Architecture, traditionally responsible for defining the limits of the private and the public, now participates actively in spatialization of the gaze, inviting and deploying the gaze, as well as incorporating new systems of information and control. It acts as an index of the evolving technologies of surveillance and society’s optical and spatial anxieties. The widespread use of glass by architects of the modern movement promised a social revolution through new building materials and techniques. Glass curtain walls, initially associated with transparency and revolution, became a ubiquitous urban texture, associated with bureaucracy, anonymity and surveillance. EFCO’s ad for curtain walling sets up an optical trope between the sunglasses worn by the policeman and the reflective curtain wall in the background. The optical properties of the curtain wall and the policeman’s glasses elide the two and their shared properties. ‘Strong. Reliable. Good Under Pressure’. The policeman, the instrument of surveillance and control is compositionally and optically associated with the wall. The policeman, like the warden in Bentham’s asymmetrical structure of vision, sees us, yet we cannot see him seeing. We see the curtain wall building, but not its surveying occupants. Architecture is aligned with and implicated in the systems of surveillance and control.

Paranoid chic

In fashion, Paranoid Chic is the new look. It replaces the superwaif and heroin chic. Its subjects are surveyed, distracted, anxiety ridden, glamorous and pursued. Packaged and marketed, the aesthetic of surveillance participates in the fashion system, transforming a condition into a commodity.

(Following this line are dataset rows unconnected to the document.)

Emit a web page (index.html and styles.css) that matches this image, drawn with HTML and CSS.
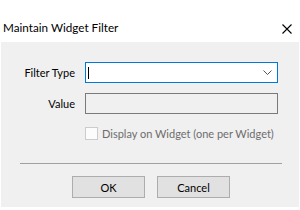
FILE: index.html
```html
<!DOCTYPE html>
<html lang="en">
<head>
    <meta charset="UTF-8">
    <title>Maintain Widget Filter</title>
    <link rel="stylesheet" href="styles.css">
</head>
<body>

<div class="titlebar">
    <span class="title">Maintain Widget Filter</span>
    <svg class="close" width="10" height="10" viewBox="0 0 10 10">
        <path d="M0.5 0.5 L9.5 9.5 M9.5 0.5 L0.5 9.5" stroke="#000" stroke-width="1.1" fill="none"/>
    </svg>
</div>

<div class="panel">
    <div class="fields">
        <label class="field-label" for="filterType">Filter Type</label>
        <div class="combo" id="filterType">
            <span class="caret"></span>
            <svg class="chevron" width="9" height="5" viewBox="0 0 9 5">
                <path d="M0.5 0.5 L4.5 4.5 L8.5 0.5" stroke="#555" stroke-width="1" fill="none"/>
            </svg>
        </div>

        <label class="field-label" for="value">Value</label>
        <div class="textbox" id="value"></div>

        <span></span>
        <label class="check">
            <span class="box"></span>
            Display on Widget (one per Widget)
        </label>
    </div>

    <div class="separator"></div>

    <div class="buttons">
        <button type="button">OK</button>
        <button type="button">Cancel</button>
    </div>
</div>

</body>
</html>
```

FILE: styles.css
```css
body {
    margin: 0;
    background: #fff;
    font-family: Lato, "Noto Sans", sans-serif;
    font-size: 11px;
    color: #000;
}
.titlebar {
    height: 42px;
    display: flex;
    justify-content: space-between;
}
.title {
    padding: 19px 0 0 3px;
    line-height: 16px;
    font-size: 11.7px;
}
.close {
    margin: 24px 8px 0 0;
    flex-shrink: 0;
}
.panel {
    margin: 0 1px;
    height: 165px;
    background: #f0f0f0;
    display: flex;
    flex-direction: column;
}
.fields {
    display: grid;
    grid-template-columns: 74px 193px;
    column-gap: 10px;
    row-gap: 10px;
    padding-top: 20px;
}
.field-label {
    text-align: right;
    line-height: 21px;
}
.combo {
    height: 21px;
    box-sizing: border-box;
    border: 1px solid #0078d7;
    background: #fff;
    display: flex;
    align-items: center;
    justify-content: space-between;
    padding: 0 5px 0 2px;
}
.caret {
    width: 1px;
    height: 12px;
    background: #000;
}
.textbox {
    height: 21px;
    box-sizing: border-box;
    border: 1px solid #7a7a7a;
    background: #f0f0f0;
}
.check {
    display: flex;
    align-items: center;
    gap: 4px;
    margin-top: 3px;
    color: #6d6d6d;
    line-height: 13px;
    white-space: nowrap;
}
.box {
    width: 13px;
    height: 13px;
    box-sizing: border-box;
    border: 1px solid #cccccc;
    background: #fcfcfc;
    flex-shrink: 0;
}
.separator {
    height: 1px;
    background: #a0a0a0;
    margin: 23px 17px 0 19px;
}
.buttons {
    display: flex;
    gap: 12px;
    padding: 12px 0 0 71px;
}
.buttons button {
    width: 73px;
    height: 22px;
    border: 1px solid #adadad;
    background: #e1e1e1;
    font-family: Lato, "Noto Sans", sans-serif;
    font-size: 11px;
    color: #000;
    padding: 0;
}
```
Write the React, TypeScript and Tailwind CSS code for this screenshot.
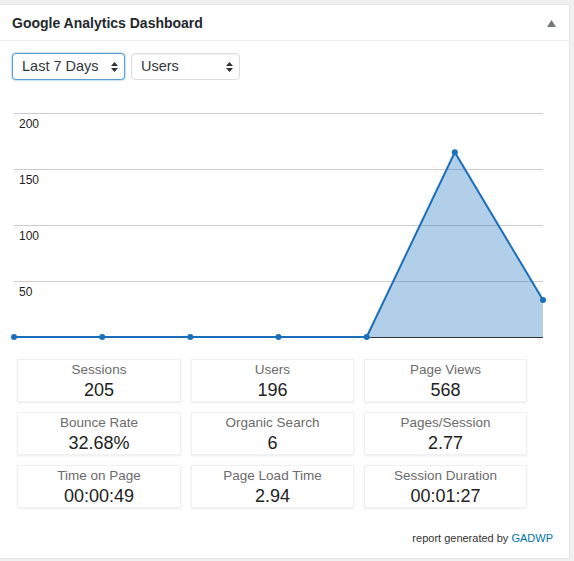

A Versace watch is displayed prominently on the wrist of a woman in the act of fending off an attack by a shirtless man. The image is not glossy. It is grainy, as if captured by the lazy pan of a surveillance camera. The lighting suggests a parking garage or a service corridor. Her dress suggests a cocktail party. Out of context, but wearing Versace, she’s the object of unwanted attention. Her heavy eye shadow makeup anticipates the bruises from the impending attack. Her raised elbow, her only protection, is precisely the gesture that highlights the watch. The product is privileged through the act of defence.

Fire and Ice depicts a woman in a puffy jacket staring intently to the side. The waffle concrete ceiling suggests a parking garage or an institutional building. The low level of light suggests that it is night time. The woman’s intent gaze seems to be alert, ready for an attacker or stalker. The text reads ‘Adapt to your environment. Brace yourself for the elements – urban and otherwise with the latest sportswear series by fire and ice’. The environment is hazardous; you need sportswear. The commodity is the equipment that will protect you. First buy fear. Then buy its paraphernalia.

Givenchy’s ad for its new perfume line, Oblique, features an elegant scowling woman in a parking garage. The image is rendered with the distinctive CCTV look: monochromatic cool blue and white, heavily pixilated. The structure of surveillance is encoded in the naming of the perfume line: RWD (Rewind), PLAY and FFWD (Fast Forward). The woman glares at the camera even as she seems to expose herself to it – her overcoat is pulled back revealing her bare shoulder and neck. Her gesture, suggestive of the general condition of surveillance, is at once intimate and aggressive.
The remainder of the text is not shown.